An Invitation to Water
When I was a child, I was afraid of water.
Not of drowning, but of its depth — of what might be hiding underneath.
Even in shallow lakes I imagined shapes moving below, unseen worlds that could swallow me whole.
It wasn’t really fear of water. It was fear of the unknown.
Years later, I decided to face that fear.
I learned to dive.
Descending into the element that once terrified me, I listened to the hiss of my regulator and felt weightless, suspended between earth and sky.
That first moment of breathing underwater changed something in me.
Water, I realized, is both mirror and mystery.
It shows you exactly how much control you never had.
Freedom, for me, has many forms —
but sailing remains the purest.
It started simply.
One morning I felt tired of my own excuses.
I turned the shower to full cold.
My breath stopped.
My body protested.
But I stayed.
That small act became a ritual, and rituals have a way of changing who you are.
When the cold showers lost their edge, I went to the river before sunrise.
Immersing myself in black water, shouting a single raw word into the dark — then silence.
Later, coffee in hand, watching the first light hit the surface…
That was peace, earned not given.
People ask whether you get used to it.
You don’t.
The cold never changes; only you do.
After half a minute the pain dissolves into something bright, almost holy.

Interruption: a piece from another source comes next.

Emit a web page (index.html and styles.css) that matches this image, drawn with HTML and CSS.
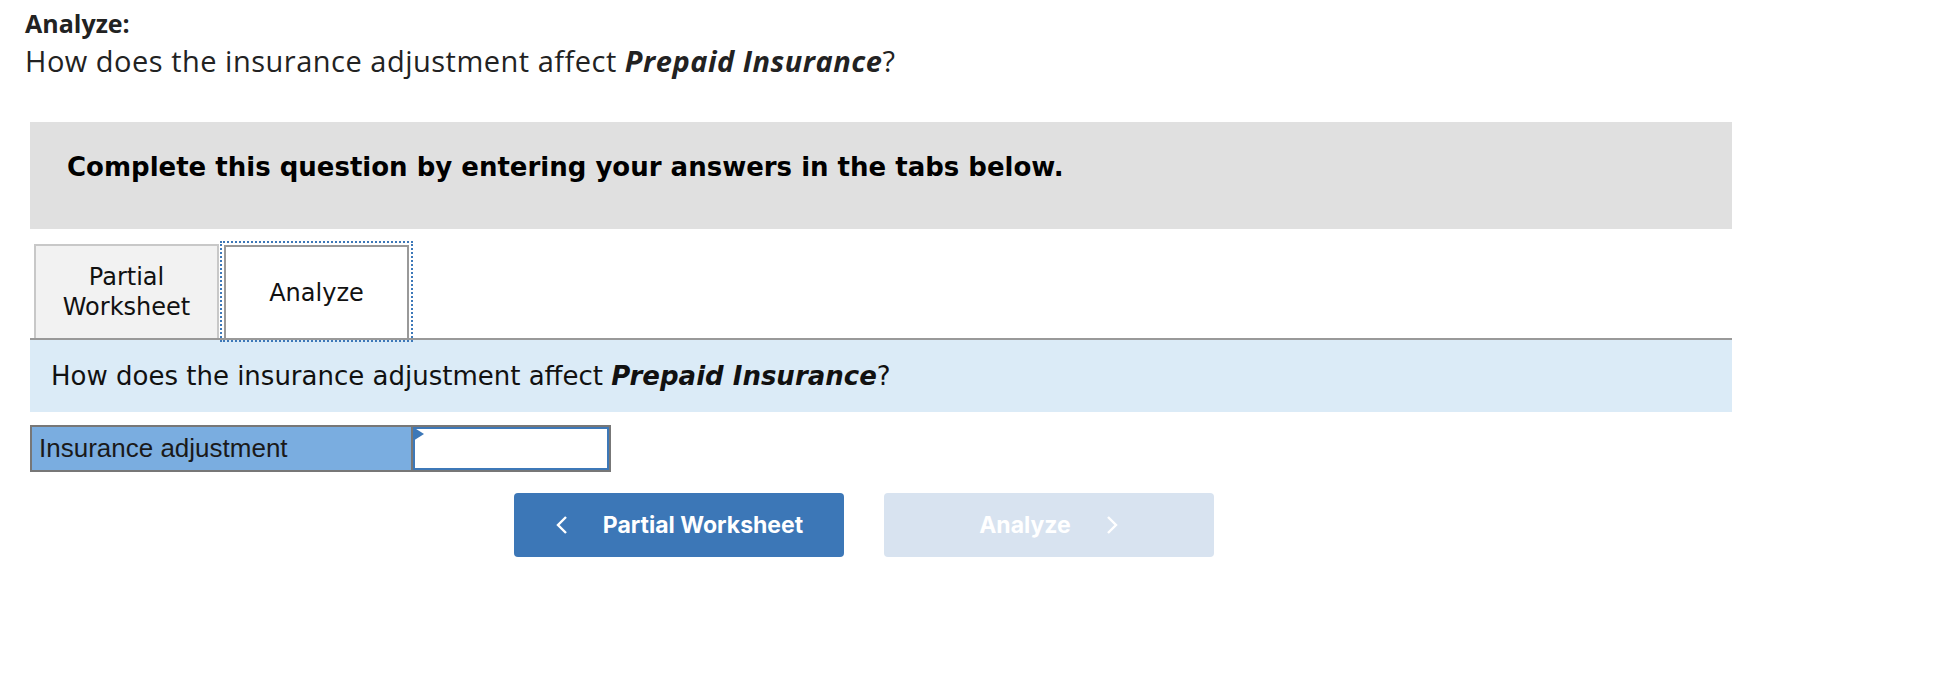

It feels like a secret gift — the body shutting down its noise so the soul can breathe.
Water has taught me again and again.
Learning freestyle for triathlon was another lesson.
Every session stripped me of illusion.
Mistakes punished instantly; progress measured in millimeters.
Hours staring at the bottom of the pool, counting breaths, surrendering thought.
In dark rivers, there is no bottom to watch — only instinct, only rhythm, only the brief gasp for air before returning to the quiet below.
Water doesn’t flatter.
It tests.
It reveals.
And then there’s the rain.
Running in heavy rain is one of life’s great privileges.
You don’t meet many out there when the sky collapses.
It’s a brotherhood of the few who understand that beauty lives inside discomfort.
The sound of drops hitting asphalt, the metallic taste in the air, the smell of wet earth — it’s symphonic.
Every step feels like baptism.
While others hide indoors, we run through the storm and remember what being alive truly means.
So this is not just an ode — it’s an invitation.
To meet water in all its forms:
- in the calm of the lake, in the cruelty of the river, in the cleansing rain, in the quiet of your own reflection.
- To let it strip away the noise until only truth remains.
- To be reminded, again and again,
that freedom begins where comfort ends.